The module provides an introduction to weighted residual methods which form the basis of the finite element method which is extensively used in Civil Engineering practice.   One- and two-dimensional heat conduction problems are used to explain the principles of weighted residuals and the problems are solved by means of finite elements.  The first part of the module is a short introduction  to Taylor polynomials, Taylor’s theorem and some applications.

Module Information

• 38571 252 (8) Engineering Mathematics 252
• Second year, second semester of the Program in Civil Engineering.
• Two lectures and one tutorial of 1 hour per week.
• Prerequisite pass modules (PP³50): Engineering Mathematics 145 or Engineering Mathematics 214; Prerequisite module (KP³40): Engineering Mathematics 214.

Lecturer

• Dr A Keet: Office: 1010A , Industrial Psychology/Mathematics Building:  (e-mail: keetap@sun.ac.za)

Learning Material

• Class notes are provided.

Module Content

• Class notes: Taylor’s Theorem
• Class notes: Methods of weighted residuals and Finite Elements.

Learning Opportunities

• The course material is dealt with in detail during the lectures. Tutorials provide the opportunity to work on problems and discuss coursework under supervision of the lecturer.

Assessment

• Method: Obtain class mark (KP³40) and pass exam (final mark PP³50).
• The class mark is determined by short tests during the tutorial periods (30%), and the class test (70%). An additional test will take place during the fourth term; the mark obtained for this test is averaged with that of the formal class test.
• Formula for final mark: PP = 0,4 KP + 0,6 EP.
• The date and time of the class test and the additional test are determined by the Faculty of Engineering (http://www.eng.sun.ac.za), and those of the examination are published on the University’s website (myMaties). For more information on exam regulations see the University Calendar, Parts 1 and 11.
• Tutorial tests are graded and returned within one week, and the class test is returned during the week following the mid-semester break.

Study Hints

• It is important that you understand the basic concepts very well, so that you are able to apply the theory.
• To determine whether you have mastered the course material, you must complete all homework problems as well as all tutorial exercises.
• You are welcome to consult your lecturer if there is anything which you do not understand, or if you get stuck with a problem.
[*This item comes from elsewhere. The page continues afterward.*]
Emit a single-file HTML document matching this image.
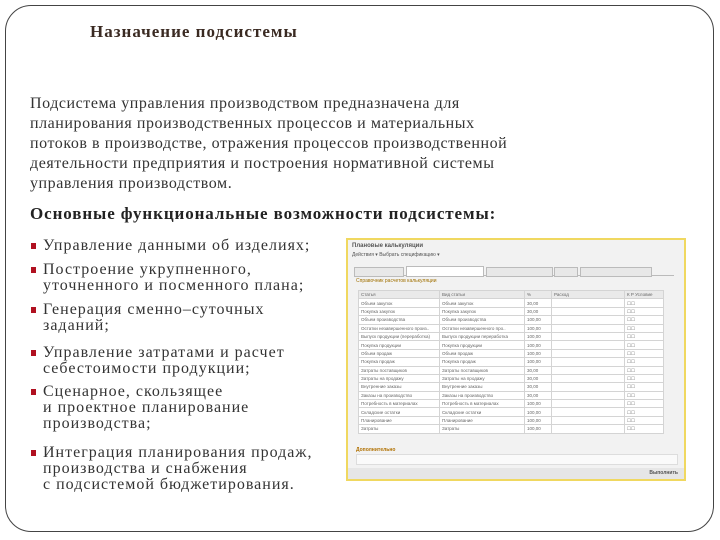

The lecturer will be available right after each lecture, as well as in his/her office (preferably by appointment).
• Revise each section completely as soon as it has been discussed in class. It is important that you do not fall behind, since it is very difficult to catch up.

Rationale

The module is presented as part of the Program in Civil Engineering and offers basic training in Mathematics which is necesary for the successful completion of other modules within this Program. The module supports the Program outcome that graduates should be able to use their knowledge of mathematics to solve engineering problems.

Learning Outcomes

After completing this course, students should be able to:

• Find the Taylor polynomials of elementary functions;  is acquainted with Taylor’s theorem and some elementary applications.
• Understand weighted residual techniques, in particular the Galerkin method, to solve boundary value problems for ordinary and simple partial differential equations; can set up die Galerkin equations using first-order basis functions.